Exercise:
All lines from the beginning of the listing through the line with "string; x: number;" are to be copied word for word; the pictures are not.

Recorded data:
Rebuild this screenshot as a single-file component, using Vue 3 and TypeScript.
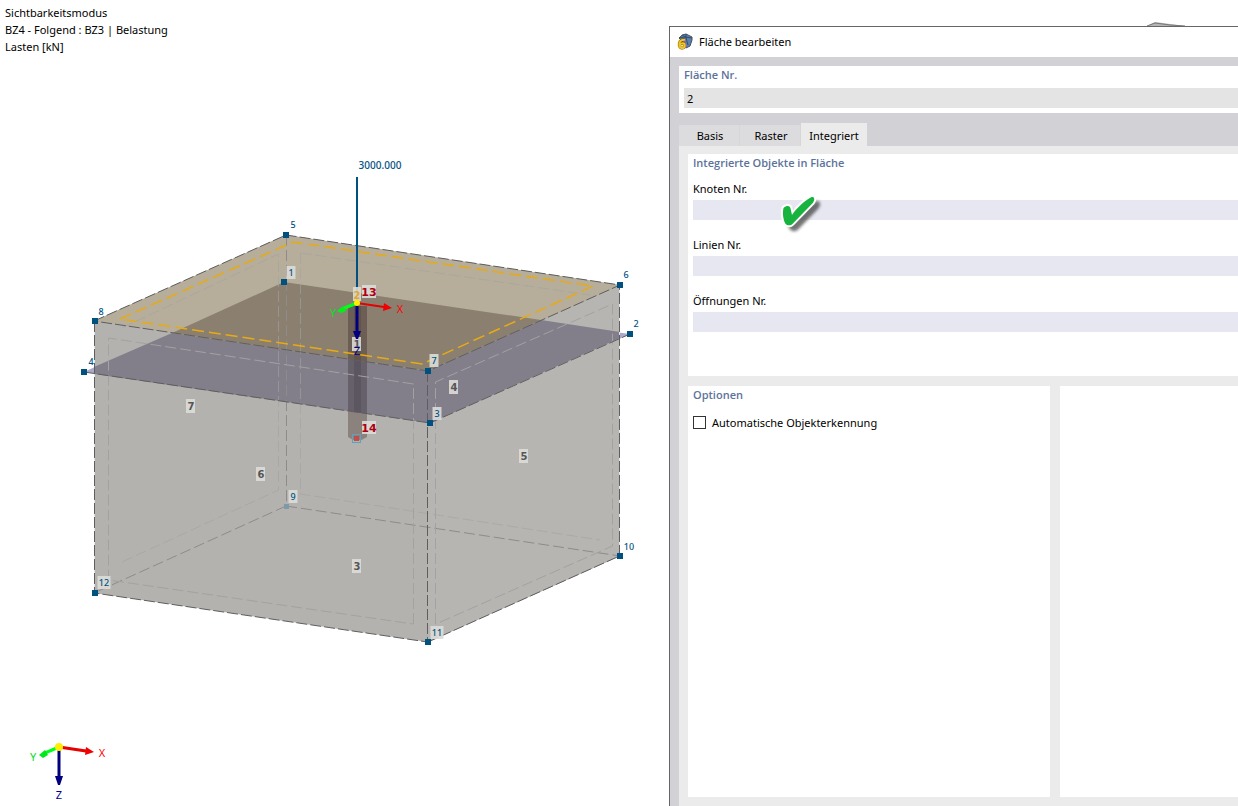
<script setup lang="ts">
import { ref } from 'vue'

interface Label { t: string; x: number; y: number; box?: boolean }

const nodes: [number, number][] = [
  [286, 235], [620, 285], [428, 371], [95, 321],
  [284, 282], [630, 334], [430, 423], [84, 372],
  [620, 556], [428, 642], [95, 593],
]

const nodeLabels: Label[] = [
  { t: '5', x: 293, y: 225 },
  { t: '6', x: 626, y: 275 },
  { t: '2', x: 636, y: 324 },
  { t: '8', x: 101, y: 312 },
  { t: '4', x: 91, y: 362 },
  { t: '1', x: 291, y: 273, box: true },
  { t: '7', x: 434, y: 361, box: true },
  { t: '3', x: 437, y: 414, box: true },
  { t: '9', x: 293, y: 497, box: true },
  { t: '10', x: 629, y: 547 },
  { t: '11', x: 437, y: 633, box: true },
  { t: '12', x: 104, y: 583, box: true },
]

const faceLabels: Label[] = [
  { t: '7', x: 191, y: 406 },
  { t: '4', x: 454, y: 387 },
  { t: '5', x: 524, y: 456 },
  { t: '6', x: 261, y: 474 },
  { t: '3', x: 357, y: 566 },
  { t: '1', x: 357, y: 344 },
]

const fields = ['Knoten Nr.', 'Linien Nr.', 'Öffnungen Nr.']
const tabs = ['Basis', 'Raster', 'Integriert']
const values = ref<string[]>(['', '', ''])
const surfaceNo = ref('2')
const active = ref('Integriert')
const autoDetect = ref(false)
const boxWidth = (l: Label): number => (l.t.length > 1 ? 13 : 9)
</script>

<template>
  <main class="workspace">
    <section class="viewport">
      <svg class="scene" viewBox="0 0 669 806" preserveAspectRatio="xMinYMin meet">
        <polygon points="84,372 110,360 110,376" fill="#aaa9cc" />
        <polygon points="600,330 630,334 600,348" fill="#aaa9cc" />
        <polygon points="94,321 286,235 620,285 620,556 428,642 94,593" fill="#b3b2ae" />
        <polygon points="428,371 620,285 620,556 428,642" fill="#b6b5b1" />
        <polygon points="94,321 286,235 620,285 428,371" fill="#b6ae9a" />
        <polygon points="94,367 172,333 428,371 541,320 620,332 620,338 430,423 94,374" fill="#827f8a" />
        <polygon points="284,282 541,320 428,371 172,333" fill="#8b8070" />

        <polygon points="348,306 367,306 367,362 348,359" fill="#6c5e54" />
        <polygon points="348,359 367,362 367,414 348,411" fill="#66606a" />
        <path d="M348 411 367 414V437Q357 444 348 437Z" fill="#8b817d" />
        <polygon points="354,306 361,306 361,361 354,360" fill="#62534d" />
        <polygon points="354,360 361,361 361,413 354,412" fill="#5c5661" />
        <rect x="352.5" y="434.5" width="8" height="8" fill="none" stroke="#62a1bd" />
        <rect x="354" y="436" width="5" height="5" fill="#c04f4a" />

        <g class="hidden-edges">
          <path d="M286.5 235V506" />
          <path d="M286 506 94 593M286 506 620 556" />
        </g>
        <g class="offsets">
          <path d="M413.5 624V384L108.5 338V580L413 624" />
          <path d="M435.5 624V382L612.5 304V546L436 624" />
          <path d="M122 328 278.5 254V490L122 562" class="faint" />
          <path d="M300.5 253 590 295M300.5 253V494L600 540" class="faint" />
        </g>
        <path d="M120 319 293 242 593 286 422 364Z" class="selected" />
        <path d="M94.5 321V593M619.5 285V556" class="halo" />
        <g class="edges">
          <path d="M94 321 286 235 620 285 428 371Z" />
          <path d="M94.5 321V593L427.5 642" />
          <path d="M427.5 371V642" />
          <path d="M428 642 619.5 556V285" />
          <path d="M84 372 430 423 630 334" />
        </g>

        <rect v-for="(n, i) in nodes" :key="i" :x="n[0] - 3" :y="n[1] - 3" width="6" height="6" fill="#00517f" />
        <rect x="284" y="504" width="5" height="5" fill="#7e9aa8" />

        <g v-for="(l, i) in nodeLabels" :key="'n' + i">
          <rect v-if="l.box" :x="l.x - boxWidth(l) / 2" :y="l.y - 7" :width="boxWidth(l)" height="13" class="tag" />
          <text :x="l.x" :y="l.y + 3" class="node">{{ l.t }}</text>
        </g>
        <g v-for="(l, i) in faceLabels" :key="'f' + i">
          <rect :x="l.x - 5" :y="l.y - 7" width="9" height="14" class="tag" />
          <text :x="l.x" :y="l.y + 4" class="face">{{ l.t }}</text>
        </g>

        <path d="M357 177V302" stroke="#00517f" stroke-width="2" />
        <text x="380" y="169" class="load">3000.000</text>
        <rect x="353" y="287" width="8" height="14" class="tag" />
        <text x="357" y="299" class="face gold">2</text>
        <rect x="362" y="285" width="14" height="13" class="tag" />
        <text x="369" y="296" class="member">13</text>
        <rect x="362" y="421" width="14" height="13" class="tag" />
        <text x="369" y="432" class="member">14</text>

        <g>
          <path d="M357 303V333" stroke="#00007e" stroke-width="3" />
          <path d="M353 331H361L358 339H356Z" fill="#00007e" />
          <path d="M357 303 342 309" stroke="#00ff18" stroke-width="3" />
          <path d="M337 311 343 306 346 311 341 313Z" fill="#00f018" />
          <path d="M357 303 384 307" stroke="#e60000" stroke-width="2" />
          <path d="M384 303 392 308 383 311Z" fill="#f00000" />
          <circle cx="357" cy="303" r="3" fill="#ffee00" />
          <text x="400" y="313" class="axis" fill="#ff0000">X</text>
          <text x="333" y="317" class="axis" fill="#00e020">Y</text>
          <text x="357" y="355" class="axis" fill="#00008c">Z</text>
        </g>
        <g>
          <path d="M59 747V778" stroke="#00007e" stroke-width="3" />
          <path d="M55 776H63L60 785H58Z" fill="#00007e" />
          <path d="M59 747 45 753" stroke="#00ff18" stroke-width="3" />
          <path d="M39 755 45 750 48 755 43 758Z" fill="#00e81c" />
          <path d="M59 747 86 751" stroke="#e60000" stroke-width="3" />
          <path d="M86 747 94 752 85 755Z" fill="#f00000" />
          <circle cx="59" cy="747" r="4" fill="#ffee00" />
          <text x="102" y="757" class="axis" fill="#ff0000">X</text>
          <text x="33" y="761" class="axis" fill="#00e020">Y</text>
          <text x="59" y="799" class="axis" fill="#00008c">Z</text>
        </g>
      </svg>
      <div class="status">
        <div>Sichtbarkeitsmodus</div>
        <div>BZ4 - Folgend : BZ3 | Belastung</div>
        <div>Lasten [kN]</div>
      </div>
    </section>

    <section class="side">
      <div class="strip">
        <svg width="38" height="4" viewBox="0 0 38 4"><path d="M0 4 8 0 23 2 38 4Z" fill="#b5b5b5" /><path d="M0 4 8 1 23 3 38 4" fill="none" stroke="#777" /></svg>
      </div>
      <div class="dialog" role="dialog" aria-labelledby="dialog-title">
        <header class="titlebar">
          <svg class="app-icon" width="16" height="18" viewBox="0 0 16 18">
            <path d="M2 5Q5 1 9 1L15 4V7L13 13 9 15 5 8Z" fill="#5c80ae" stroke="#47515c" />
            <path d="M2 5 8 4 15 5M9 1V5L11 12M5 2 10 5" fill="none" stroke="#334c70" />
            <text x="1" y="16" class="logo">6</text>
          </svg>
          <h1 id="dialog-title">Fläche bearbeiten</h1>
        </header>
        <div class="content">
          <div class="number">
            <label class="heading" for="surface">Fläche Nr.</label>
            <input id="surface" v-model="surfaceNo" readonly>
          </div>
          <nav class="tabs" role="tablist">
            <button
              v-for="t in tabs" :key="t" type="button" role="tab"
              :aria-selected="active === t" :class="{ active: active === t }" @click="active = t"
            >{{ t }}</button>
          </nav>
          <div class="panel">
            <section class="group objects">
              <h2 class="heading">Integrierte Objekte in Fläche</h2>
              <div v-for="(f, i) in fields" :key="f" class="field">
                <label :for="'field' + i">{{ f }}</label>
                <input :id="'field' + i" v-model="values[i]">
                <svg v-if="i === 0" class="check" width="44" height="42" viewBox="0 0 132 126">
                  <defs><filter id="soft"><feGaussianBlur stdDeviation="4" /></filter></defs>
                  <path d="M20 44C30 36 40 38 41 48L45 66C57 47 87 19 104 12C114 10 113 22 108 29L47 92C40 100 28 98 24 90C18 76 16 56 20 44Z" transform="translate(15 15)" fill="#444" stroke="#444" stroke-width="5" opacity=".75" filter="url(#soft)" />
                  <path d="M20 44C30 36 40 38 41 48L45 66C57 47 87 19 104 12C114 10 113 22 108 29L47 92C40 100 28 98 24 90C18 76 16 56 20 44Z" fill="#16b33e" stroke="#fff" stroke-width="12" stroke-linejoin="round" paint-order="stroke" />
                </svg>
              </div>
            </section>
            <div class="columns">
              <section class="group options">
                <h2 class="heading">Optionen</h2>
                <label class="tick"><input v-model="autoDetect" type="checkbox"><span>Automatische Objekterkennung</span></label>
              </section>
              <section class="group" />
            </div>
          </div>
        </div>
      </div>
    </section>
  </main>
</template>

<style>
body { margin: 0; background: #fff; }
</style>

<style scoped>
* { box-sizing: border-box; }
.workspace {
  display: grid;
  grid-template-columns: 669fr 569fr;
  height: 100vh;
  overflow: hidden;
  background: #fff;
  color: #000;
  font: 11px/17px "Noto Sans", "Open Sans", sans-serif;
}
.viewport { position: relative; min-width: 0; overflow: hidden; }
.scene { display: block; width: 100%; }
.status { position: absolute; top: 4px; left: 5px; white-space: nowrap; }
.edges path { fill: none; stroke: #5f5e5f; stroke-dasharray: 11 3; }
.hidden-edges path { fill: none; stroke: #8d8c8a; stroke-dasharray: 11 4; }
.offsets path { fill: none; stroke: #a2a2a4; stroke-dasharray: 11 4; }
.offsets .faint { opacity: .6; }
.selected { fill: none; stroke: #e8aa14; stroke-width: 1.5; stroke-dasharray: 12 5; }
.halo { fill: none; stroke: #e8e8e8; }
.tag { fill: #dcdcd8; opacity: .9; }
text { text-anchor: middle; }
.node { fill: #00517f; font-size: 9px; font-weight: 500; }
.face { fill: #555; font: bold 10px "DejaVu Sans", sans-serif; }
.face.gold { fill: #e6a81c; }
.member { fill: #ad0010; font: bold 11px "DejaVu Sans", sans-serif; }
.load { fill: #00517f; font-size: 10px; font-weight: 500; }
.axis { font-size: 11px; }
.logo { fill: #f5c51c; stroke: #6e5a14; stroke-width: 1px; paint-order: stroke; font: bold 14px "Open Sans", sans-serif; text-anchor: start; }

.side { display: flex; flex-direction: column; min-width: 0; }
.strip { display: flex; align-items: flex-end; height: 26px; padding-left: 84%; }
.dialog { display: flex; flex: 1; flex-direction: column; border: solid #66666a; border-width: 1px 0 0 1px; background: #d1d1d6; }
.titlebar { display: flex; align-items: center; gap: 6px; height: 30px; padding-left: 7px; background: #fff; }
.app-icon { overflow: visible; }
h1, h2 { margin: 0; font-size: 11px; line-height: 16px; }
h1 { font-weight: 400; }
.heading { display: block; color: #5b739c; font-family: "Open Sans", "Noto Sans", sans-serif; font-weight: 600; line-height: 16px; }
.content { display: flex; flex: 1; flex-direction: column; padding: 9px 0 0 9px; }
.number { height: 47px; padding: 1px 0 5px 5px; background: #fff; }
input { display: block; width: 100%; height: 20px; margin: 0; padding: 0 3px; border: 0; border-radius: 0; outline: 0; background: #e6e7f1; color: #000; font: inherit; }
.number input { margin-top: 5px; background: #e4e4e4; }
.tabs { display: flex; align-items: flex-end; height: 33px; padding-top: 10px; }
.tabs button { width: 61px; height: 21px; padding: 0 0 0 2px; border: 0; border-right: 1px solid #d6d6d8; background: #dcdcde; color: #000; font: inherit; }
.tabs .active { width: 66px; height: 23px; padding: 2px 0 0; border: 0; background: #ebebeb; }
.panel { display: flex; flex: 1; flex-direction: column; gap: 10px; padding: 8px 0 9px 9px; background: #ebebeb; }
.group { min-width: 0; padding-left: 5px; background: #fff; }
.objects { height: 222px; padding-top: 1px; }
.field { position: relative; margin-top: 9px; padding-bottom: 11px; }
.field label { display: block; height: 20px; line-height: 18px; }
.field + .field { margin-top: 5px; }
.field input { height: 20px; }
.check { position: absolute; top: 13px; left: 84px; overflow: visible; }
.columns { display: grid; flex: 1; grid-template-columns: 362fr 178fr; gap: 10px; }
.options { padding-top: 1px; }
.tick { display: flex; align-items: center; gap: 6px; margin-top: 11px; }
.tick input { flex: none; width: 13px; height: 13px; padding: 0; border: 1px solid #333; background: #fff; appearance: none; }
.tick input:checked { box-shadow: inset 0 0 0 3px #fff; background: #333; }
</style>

Task output:
Rebuild this screenshot as a single-file component, using Vue 3 and TypeScript.
<script setup lang="ts">
import { ref } from 'vue'

interface Label { t: string; x: number; y: number; box?: boolean }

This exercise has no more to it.